(Front-end source files)

◆ ◆ ◆

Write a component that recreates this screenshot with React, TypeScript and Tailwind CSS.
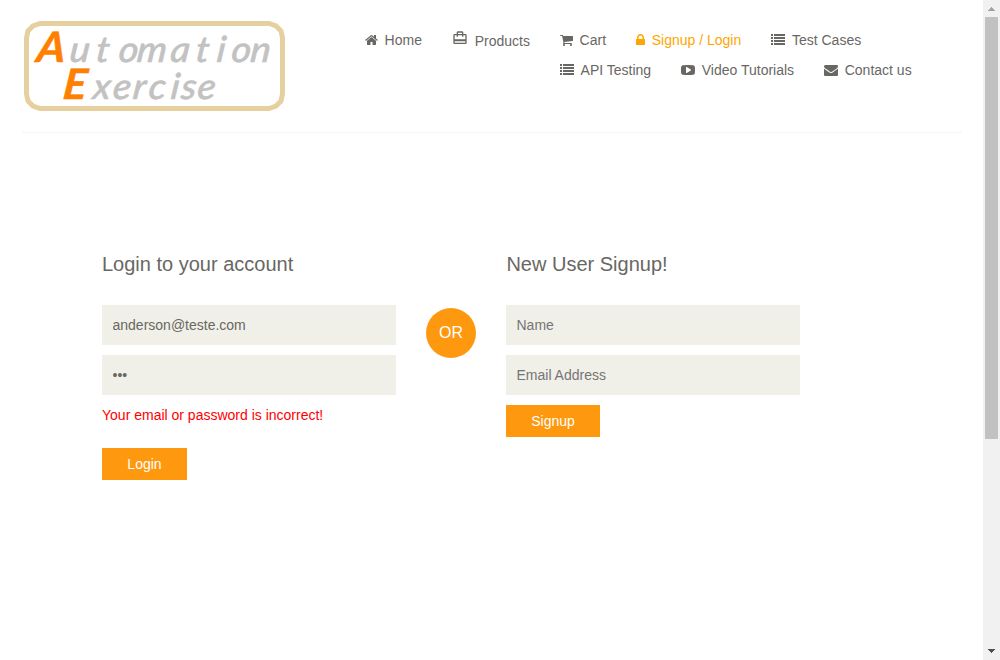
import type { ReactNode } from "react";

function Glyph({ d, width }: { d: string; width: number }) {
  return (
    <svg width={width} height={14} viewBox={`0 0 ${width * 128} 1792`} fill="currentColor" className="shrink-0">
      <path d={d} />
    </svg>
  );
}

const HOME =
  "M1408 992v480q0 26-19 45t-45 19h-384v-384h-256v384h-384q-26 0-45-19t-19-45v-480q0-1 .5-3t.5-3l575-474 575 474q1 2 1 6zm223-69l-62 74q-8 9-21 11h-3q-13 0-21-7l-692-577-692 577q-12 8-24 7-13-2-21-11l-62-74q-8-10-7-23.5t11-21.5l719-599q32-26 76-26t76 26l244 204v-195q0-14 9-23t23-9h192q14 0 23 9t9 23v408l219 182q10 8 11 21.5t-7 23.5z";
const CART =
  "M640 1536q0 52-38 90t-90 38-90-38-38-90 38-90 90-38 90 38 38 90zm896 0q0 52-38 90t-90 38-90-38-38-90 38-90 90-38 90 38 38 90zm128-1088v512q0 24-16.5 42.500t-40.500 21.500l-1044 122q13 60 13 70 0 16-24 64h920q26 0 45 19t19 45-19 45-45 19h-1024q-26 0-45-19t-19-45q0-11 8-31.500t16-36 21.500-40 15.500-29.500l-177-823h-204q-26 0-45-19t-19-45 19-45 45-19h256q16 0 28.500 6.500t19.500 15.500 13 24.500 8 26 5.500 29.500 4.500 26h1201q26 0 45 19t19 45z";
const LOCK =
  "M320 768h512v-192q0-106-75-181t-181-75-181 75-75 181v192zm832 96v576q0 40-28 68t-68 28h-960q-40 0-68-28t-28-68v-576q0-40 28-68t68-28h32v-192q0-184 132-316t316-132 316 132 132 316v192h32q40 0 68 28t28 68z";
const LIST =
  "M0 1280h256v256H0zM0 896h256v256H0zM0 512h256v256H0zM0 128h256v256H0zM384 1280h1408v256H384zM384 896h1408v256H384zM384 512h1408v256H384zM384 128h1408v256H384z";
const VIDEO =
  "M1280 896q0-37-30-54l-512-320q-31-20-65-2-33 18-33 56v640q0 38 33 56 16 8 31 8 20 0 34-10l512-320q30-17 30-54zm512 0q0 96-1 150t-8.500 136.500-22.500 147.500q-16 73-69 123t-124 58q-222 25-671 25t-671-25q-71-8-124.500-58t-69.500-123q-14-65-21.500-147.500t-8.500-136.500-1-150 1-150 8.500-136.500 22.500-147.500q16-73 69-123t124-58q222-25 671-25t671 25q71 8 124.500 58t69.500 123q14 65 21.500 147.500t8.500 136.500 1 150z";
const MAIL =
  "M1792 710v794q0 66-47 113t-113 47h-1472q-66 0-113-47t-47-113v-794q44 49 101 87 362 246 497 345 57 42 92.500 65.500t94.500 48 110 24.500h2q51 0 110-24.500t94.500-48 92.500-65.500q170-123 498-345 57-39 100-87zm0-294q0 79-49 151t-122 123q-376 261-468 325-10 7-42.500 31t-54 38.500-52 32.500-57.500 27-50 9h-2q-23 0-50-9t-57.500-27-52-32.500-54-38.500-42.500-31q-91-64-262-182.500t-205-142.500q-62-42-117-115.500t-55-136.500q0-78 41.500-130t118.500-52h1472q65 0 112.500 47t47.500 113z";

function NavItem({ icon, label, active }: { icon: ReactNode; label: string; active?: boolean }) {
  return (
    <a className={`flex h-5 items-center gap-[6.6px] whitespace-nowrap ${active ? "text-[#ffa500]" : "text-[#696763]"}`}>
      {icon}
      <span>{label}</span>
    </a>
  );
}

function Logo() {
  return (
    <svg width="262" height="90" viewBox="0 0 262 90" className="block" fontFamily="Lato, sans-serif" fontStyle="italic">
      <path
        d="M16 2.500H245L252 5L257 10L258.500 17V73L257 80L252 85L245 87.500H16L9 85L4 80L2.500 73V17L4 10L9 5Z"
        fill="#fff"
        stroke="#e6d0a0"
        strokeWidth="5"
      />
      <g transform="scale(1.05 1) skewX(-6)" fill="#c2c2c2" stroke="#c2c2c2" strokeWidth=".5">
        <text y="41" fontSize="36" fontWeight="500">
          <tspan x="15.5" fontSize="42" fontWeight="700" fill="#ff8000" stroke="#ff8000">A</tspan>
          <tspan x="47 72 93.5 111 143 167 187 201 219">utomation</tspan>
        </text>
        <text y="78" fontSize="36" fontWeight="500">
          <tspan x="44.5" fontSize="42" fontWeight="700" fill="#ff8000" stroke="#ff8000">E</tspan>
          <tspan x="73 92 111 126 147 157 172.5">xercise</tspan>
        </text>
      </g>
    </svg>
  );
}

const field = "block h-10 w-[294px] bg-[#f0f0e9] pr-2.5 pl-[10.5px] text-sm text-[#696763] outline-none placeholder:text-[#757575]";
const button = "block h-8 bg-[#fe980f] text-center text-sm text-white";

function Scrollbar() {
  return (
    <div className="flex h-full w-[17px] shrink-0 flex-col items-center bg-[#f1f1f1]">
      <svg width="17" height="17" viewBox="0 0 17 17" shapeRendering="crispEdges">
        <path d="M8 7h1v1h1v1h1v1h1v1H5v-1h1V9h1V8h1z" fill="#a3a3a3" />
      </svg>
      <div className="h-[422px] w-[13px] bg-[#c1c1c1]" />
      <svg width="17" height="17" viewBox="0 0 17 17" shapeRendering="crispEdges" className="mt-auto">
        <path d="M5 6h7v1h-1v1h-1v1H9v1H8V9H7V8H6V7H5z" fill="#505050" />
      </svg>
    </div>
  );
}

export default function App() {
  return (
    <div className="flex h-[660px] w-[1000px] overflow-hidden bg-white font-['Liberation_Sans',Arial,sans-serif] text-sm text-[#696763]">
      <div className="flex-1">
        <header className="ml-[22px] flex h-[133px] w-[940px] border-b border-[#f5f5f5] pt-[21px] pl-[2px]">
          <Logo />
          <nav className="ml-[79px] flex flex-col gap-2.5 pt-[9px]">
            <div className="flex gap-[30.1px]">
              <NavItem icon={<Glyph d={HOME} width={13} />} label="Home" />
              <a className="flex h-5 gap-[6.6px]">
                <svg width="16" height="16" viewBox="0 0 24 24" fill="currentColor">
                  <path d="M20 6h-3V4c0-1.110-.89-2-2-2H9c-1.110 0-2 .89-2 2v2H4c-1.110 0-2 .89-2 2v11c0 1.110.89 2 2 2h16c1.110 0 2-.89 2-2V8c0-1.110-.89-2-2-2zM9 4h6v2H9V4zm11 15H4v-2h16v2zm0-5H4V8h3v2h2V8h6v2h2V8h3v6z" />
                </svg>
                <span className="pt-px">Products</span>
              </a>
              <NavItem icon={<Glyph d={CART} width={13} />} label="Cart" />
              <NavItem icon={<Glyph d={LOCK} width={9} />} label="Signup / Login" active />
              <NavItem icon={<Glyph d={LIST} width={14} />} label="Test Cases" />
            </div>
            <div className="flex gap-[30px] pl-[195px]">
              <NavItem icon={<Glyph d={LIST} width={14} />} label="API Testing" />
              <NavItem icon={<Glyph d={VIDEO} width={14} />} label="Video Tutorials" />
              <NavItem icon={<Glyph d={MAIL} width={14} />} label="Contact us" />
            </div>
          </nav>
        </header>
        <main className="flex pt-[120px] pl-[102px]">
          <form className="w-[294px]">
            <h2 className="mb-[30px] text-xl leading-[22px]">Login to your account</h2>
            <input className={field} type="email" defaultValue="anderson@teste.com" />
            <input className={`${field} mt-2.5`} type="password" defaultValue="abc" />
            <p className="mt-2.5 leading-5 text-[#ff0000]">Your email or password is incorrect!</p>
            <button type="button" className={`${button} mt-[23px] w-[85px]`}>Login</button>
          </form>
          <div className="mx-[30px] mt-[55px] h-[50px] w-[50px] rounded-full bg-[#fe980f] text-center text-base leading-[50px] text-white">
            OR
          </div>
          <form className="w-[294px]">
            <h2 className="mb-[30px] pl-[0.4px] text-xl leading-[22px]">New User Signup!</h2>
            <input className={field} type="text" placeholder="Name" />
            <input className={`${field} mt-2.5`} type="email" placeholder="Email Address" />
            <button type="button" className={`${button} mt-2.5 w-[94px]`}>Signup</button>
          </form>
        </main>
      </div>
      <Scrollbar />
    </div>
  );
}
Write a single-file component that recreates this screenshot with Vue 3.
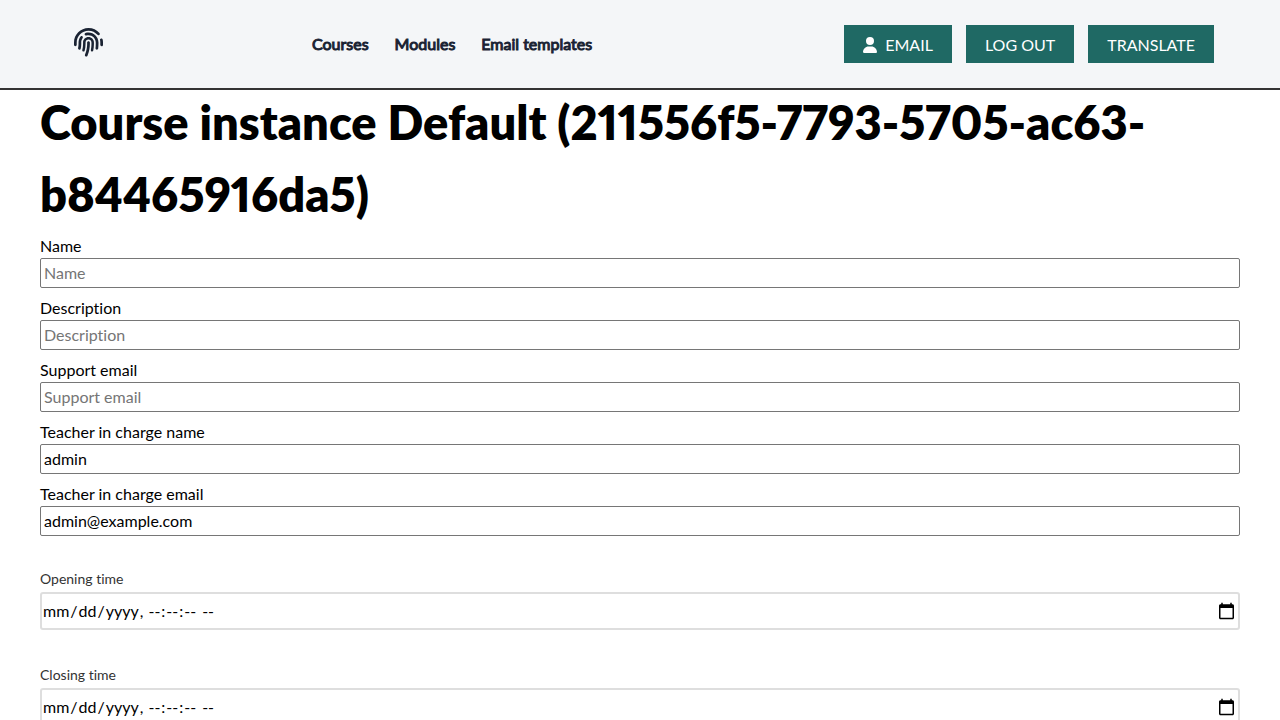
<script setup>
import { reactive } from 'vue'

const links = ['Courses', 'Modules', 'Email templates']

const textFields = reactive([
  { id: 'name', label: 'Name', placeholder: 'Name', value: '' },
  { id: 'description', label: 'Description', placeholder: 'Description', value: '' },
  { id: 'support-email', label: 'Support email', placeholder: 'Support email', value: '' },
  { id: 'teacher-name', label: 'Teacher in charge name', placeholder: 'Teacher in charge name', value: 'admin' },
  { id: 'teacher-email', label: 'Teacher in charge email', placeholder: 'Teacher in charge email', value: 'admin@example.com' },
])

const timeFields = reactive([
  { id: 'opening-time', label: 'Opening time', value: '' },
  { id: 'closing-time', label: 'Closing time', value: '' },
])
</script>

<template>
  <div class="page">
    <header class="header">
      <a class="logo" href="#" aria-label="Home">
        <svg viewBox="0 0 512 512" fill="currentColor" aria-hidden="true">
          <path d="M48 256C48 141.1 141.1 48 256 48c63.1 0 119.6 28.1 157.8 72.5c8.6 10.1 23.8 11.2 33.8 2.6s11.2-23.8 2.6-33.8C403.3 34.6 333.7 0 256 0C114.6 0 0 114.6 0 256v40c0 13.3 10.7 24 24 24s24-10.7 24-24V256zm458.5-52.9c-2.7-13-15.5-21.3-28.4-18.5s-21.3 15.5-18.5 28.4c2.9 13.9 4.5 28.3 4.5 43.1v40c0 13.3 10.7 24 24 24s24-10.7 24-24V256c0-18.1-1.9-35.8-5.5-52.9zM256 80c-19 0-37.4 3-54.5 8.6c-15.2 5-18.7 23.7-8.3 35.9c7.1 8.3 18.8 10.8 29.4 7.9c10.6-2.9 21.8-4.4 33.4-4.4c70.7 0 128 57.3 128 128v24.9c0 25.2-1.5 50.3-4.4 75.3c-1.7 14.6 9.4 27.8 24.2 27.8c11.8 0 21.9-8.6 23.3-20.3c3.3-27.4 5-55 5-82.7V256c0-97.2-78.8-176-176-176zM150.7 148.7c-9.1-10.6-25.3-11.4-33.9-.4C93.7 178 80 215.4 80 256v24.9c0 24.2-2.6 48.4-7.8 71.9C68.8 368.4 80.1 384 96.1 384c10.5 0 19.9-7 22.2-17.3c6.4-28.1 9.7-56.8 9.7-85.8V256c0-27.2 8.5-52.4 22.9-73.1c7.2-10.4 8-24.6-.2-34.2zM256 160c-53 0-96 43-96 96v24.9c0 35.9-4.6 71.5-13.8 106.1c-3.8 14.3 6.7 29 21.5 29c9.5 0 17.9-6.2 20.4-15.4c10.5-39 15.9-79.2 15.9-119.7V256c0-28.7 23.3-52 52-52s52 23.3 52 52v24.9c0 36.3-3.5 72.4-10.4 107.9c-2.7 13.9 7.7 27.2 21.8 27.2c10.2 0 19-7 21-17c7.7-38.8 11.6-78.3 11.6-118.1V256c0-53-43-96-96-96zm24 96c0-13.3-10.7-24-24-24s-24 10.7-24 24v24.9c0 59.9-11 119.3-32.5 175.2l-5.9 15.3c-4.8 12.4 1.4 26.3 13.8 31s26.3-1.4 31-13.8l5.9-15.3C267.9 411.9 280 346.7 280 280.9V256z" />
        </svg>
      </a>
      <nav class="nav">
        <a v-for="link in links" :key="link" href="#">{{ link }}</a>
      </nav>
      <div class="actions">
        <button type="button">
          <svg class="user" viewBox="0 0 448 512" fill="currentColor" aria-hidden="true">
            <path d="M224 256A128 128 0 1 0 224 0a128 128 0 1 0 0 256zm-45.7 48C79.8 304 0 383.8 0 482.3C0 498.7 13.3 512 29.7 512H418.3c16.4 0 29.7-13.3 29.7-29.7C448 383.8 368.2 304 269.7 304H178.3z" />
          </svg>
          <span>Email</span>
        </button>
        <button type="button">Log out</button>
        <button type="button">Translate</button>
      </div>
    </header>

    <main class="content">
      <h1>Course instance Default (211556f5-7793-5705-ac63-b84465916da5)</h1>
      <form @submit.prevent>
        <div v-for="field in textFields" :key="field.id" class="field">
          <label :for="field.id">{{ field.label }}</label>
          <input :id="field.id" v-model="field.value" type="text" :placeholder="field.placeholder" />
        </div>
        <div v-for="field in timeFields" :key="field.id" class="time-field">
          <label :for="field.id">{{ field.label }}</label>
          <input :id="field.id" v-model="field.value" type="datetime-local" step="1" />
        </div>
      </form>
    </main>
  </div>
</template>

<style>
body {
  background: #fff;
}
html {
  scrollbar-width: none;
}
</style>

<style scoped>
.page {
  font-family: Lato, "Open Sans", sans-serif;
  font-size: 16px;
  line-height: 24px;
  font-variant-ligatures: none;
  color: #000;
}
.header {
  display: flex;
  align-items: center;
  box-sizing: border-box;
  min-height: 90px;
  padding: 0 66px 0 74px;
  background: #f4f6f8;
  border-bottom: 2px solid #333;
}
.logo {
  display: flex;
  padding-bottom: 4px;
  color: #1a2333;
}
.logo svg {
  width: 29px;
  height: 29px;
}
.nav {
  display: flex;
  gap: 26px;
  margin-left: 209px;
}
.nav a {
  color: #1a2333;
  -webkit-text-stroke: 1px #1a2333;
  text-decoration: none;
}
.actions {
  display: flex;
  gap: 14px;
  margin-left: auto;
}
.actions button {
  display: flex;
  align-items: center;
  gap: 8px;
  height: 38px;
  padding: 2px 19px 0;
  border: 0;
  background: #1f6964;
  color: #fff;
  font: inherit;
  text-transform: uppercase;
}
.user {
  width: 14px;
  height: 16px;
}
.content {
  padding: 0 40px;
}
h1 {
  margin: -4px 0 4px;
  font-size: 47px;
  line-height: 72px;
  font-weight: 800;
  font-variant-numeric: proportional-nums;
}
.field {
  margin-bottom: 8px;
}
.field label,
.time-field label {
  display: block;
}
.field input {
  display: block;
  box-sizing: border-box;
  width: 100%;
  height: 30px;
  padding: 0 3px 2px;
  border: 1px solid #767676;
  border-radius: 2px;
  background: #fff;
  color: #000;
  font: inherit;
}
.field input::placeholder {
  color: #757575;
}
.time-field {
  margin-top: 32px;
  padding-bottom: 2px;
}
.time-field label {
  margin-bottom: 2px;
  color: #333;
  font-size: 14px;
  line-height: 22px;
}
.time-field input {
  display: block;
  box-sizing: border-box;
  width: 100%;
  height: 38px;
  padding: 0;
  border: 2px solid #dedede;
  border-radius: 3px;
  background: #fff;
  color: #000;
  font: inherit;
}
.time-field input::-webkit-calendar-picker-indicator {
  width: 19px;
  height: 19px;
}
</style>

◆ ◆ ◆

TASK GOAL: Using the entries above, reproduce word for word only the lines from the one that contains "Write a single-file" to the one that contains "const links = ['Courses', 'Modules', 'Email", both ends included, and drop every picture.

THE COMPLETED TASK:
Write a single-file component that recreates this screenshot with Vue 3.
<script setup>
import { reactive } from 'vue'

const links = ['Courses', 'Modules', 'Email templates']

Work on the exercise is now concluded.